I just finished eating what may have been the most delicious pizza ever. I don’t know what it is, but there’s just something incredibly fulfilling about eating a late-night dinner at 9 or 10 pm on a Tuesday night. It’s like a family gathering of some sort, the way everyone sits around the table in the Phalanx Room, editors frantically scanning over printouts of their section of The Poly while they wolf down a slice before a fight breaks out over who gets the last garlic knot, or who’ll get to finish off the bottle of Coke.
If you haven’t seen The Poly on closing night before, you’re missing out. Not that The Poly isn’t exciting the rest of the week, as articles are written, events are attended and photographed, and news happens all over the campus, but Tuesday nights are when it all goes down.
Maybe you’ve never thought about how The Poly is put together each week. It just shows up in Commons, the Rensselaer Union, and lecture halls of its own accord, no?
Well, that’s not exactly right. The way it works is something like this: Every Tuesday, the past week’s articles are collected and laid out on each individual page by their respective section editor and other staff. Once they’re laid out, pages go to copy for proofreading, and then are edited by a senior staff member before they can go to print; it isn’t uncommon for a page to still be in progress at 2 am. And, as a benefit of working on The Poly, you get free pizza!
My job is to read copy. As a copy editor, I am one of a handful of people who read over the paper page-by-page, combing it over for errors (whether grammatical, style, or aesthetics) and correcting it before the pages are sent to print. Copyreaders come in on both Monday and Tuesday nights to help fix articles.
See, the newspaper you’re holding is the product of hours of work. Hours went into preparing the articles, and hours went into making them look as professional as possible. It’s a tough job, and most of the Poly staff is a little frazzled by the time Tuesdays finally wrap up, but the final product is what makes it totally worth it.

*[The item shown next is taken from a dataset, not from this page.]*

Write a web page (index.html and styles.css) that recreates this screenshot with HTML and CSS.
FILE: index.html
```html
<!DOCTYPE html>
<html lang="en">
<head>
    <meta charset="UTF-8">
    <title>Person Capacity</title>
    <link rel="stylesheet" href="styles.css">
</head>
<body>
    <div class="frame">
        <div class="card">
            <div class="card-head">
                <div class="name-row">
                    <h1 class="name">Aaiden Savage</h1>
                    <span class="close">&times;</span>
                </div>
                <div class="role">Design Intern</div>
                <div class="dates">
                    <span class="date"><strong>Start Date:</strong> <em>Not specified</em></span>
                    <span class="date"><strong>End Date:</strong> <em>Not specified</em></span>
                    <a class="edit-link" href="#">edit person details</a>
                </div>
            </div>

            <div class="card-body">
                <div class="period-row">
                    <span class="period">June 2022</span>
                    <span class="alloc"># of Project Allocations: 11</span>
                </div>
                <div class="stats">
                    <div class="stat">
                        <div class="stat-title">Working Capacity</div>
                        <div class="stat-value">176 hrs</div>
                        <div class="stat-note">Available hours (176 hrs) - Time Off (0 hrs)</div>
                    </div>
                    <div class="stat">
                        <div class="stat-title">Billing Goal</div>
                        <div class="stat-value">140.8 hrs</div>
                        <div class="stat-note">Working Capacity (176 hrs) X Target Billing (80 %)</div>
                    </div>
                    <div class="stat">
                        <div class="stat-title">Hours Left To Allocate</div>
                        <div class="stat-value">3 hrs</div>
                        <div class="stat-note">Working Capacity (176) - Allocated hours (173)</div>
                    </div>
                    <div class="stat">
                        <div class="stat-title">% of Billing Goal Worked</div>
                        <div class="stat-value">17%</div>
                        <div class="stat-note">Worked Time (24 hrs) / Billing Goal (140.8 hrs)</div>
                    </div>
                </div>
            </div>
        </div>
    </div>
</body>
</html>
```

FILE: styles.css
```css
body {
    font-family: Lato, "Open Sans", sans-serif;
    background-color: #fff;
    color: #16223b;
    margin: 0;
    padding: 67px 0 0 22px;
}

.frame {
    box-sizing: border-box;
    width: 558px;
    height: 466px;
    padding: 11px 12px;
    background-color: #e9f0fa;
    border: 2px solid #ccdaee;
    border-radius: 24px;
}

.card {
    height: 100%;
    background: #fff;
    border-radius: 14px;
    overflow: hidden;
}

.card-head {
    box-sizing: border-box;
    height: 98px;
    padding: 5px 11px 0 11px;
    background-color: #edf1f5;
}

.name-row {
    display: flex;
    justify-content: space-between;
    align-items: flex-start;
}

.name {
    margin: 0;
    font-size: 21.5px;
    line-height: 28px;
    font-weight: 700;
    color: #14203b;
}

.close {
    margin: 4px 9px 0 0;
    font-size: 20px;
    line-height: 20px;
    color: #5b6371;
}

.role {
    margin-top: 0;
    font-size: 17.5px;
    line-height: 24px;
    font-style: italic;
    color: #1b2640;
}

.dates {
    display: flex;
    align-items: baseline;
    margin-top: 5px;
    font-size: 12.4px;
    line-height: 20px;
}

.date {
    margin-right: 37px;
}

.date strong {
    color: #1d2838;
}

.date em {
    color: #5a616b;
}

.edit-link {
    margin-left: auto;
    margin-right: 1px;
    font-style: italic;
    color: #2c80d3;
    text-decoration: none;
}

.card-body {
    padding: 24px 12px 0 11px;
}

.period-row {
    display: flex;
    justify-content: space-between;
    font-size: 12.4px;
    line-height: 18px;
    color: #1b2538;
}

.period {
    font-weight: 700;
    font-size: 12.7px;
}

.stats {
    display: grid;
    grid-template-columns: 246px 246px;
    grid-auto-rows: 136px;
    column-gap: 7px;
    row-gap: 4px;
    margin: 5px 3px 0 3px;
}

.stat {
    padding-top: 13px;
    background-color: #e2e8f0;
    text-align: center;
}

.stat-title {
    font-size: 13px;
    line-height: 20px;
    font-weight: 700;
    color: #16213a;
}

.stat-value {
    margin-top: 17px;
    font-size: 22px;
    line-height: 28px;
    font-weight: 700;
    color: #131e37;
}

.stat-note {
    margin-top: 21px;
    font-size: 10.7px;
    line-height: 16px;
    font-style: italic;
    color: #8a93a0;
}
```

It’s a great experience to see everyone so proud of the work they’ve done, and to see how hours spent staring at an open InDesign window or figuring out your Google Calendar can result in a paper that’s made for RPI students, by RPI students.
Don’t believe me? Just come visit on any Tuesday night. Come a little before 9 pm, help out, eat some pizza and meet new people. And, if you want any garlic knots, grab ‘em while you can. They tend to go fast.